─── Data provided

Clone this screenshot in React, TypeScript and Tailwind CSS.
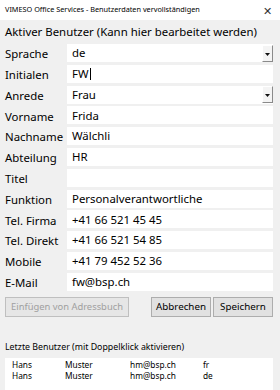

──────
─── Data provided

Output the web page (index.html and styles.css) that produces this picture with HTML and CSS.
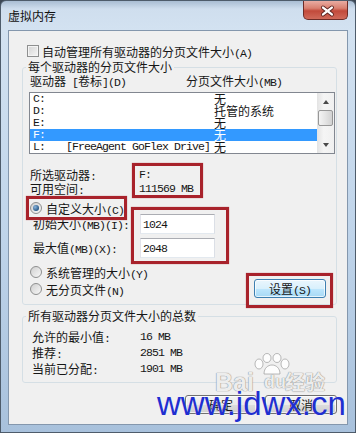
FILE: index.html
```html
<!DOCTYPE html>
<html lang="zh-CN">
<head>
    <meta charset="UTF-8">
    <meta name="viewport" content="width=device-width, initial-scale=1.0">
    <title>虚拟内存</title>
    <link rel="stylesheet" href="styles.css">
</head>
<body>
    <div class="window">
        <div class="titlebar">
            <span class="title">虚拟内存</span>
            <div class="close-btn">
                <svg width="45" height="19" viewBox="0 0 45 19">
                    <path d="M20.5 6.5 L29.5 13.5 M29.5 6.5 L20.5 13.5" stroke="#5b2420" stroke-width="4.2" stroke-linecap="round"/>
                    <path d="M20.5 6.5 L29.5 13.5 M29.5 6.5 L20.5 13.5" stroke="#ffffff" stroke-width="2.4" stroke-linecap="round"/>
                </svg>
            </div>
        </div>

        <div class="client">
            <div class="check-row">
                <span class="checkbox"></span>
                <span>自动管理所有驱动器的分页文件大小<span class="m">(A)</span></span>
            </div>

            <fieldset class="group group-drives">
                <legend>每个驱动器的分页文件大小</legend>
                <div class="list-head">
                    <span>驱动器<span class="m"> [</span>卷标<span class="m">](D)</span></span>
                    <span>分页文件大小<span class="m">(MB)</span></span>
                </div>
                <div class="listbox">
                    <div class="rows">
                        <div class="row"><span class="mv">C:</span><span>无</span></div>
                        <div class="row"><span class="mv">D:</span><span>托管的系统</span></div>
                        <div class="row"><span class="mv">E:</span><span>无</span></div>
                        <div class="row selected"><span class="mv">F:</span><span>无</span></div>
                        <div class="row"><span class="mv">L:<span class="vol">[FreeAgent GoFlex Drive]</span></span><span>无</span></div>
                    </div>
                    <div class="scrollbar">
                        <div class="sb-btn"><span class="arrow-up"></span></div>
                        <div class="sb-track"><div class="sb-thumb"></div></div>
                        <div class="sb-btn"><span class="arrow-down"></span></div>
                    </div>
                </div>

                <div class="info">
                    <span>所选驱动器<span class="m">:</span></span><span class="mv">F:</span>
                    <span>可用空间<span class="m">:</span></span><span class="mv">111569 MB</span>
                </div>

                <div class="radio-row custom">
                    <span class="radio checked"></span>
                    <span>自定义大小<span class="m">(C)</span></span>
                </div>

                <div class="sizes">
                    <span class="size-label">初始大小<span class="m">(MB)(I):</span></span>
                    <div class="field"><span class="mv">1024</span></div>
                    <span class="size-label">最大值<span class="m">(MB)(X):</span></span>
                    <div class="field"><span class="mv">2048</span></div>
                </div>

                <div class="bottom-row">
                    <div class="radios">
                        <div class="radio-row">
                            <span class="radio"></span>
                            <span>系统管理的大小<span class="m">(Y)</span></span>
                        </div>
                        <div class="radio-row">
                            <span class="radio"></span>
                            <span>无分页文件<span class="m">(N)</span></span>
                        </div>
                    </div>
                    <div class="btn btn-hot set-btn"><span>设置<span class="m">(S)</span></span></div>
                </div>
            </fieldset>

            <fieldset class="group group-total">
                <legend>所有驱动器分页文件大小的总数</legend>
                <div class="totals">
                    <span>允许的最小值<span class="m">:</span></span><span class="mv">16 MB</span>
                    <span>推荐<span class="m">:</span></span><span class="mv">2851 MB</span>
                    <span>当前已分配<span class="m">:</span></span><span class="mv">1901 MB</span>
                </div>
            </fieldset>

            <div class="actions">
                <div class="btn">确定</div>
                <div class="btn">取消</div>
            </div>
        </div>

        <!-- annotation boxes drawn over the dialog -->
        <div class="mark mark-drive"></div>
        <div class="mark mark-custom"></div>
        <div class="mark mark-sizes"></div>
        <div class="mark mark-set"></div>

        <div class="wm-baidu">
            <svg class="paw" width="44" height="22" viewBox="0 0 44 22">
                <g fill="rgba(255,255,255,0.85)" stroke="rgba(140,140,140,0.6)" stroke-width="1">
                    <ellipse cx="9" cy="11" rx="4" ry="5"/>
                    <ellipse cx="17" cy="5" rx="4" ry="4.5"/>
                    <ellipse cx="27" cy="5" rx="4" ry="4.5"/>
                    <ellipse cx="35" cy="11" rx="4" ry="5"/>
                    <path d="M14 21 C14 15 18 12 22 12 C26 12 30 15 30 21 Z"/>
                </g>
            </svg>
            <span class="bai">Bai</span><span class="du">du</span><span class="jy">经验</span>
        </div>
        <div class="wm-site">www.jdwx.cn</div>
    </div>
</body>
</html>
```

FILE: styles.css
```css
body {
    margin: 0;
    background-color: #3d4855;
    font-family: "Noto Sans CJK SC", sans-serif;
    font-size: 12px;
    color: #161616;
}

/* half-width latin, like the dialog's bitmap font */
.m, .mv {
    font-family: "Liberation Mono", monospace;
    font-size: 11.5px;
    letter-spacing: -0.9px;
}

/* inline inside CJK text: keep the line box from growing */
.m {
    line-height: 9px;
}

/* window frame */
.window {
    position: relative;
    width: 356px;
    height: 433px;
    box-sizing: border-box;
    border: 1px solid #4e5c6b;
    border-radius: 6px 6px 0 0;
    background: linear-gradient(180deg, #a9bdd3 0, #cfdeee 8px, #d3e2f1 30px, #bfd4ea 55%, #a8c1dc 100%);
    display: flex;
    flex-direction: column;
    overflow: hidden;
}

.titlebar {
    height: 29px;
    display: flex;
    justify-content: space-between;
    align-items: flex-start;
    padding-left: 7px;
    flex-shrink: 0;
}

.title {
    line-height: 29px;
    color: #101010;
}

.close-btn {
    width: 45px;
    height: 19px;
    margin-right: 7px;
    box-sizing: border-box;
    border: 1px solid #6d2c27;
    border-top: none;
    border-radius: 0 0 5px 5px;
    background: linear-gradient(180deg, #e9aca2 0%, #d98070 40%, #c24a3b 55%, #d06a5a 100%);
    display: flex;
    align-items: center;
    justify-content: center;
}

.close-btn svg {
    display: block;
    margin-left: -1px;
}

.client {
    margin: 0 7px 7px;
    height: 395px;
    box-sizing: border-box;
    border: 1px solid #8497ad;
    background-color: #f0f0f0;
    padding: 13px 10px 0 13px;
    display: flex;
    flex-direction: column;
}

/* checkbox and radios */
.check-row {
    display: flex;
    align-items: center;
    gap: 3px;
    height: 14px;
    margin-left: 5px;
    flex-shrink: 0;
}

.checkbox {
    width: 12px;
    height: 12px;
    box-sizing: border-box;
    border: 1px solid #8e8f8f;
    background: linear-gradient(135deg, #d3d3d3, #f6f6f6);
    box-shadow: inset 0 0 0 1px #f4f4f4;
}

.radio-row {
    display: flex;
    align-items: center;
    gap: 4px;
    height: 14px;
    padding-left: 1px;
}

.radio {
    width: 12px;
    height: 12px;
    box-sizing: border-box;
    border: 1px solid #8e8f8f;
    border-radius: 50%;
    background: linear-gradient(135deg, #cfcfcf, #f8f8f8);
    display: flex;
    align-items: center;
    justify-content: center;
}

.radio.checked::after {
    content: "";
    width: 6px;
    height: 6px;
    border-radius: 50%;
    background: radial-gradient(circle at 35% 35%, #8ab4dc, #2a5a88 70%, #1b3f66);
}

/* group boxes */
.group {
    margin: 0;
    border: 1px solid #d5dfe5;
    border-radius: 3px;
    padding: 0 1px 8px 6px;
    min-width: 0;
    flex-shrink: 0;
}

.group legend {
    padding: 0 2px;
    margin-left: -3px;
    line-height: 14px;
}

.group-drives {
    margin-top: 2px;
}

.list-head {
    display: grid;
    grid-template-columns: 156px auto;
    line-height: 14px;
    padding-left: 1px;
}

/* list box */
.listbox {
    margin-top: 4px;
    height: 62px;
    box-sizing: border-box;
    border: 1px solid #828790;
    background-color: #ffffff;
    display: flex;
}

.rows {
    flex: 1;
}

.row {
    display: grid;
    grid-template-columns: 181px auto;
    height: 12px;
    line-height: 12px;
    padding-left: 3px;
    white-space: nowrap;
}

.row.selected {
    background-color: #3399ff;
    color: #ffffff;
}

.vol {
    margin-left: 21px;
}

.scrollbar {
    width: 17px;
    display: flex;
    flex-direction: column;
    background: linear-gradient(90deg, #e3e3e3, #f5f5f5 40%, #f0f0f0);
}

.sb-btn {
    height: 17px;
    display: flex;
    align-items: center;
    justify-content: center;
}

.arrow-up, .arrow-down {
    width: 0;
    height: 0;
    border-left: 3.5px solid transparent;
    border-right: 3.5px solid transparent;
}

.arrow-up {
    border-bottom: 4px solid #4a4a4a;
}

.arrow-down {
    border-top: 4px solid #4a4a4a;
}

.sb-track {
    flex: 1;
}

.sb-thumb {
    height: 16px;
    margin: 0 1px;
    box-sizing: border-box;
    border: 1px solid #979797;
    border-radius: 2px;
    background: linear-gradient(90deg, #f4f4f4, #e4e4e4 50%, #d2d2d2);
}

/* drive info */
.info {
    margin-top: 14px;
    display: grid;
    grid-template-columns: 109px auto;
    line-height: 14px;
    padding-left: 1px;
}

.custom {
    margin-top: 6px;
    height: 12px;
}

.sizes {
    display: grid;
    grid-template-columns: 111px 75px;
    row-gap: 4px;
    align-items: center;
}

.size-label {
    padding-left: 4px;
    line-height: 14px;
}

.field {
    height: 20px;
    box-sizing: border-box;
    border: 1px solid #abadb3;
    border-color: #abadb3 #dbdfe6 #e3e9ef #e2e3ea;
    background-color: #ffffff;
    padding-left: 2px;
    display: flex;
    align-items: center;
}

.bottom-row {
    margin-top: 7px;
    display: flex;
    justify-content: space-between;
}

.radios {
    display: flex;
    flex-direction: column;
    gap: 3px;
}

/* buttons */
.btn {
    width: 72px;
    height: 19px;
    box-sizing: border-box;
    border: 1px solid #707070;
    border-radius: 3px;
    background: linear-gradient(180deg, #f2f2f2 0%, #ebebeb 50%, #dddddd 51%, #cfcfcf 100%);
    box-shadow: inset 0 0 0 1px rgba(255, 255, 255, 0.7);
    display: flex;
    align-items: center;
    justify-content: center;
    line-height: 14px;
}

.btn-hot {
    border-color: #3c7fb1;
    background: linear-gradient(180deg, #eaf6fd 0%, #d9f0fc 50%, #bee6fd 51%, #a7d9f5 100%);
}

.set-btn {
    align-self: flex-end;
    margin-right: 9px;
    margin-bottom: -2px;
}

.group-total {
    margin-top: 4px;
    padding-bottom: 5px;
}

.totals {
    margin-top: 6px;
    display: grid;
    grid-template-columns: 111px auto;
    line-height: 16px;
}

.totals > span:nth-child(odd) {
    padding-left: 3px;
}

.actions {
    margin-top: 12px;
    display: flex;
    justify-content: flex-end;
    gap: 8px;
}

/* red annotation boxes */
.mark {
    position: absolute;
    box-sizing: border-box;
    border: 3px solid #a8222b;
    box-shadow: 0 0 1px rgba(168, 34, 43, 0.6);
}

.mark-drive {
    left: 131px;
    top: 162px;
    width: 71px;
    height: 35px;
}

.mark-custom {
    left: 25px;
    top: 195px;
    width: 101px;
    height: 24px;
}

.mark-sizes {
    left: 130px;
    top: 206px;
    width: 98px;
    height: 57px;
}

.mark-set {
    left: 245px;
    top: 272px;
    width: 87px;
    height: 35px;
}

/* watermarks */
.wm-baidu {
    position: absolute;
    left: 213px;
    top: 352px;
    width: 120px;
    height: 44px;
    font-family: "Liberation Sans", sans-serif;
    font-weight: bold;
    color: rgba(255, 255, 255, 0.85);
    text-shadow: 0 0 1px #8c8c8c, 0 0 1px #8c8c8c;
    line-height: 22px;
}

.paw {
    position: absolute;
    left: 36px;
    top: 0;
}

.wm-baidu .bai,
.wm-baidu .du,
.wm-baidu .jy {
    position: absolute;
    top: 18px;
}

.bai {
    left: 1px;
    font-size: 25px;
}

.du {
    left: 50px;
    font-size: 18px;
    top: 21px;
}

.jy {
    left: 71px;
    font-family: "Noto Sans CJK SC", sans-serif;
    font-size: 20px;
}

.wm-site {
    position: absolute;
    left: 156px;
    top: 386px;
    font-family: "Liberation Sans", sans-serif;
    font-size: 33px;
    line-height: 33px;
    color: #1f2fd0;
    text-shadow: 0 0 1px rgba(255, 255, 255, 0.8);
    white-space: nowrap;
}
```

──────

Stated goal: Search the entries for "styles" and copy out each line that has it.

Reply:
Output the web page (index.html and styles.css) that produces this picture with HTML and CSS.
    <link rel="stylesheet" href="styles.css">
FILE: styles.css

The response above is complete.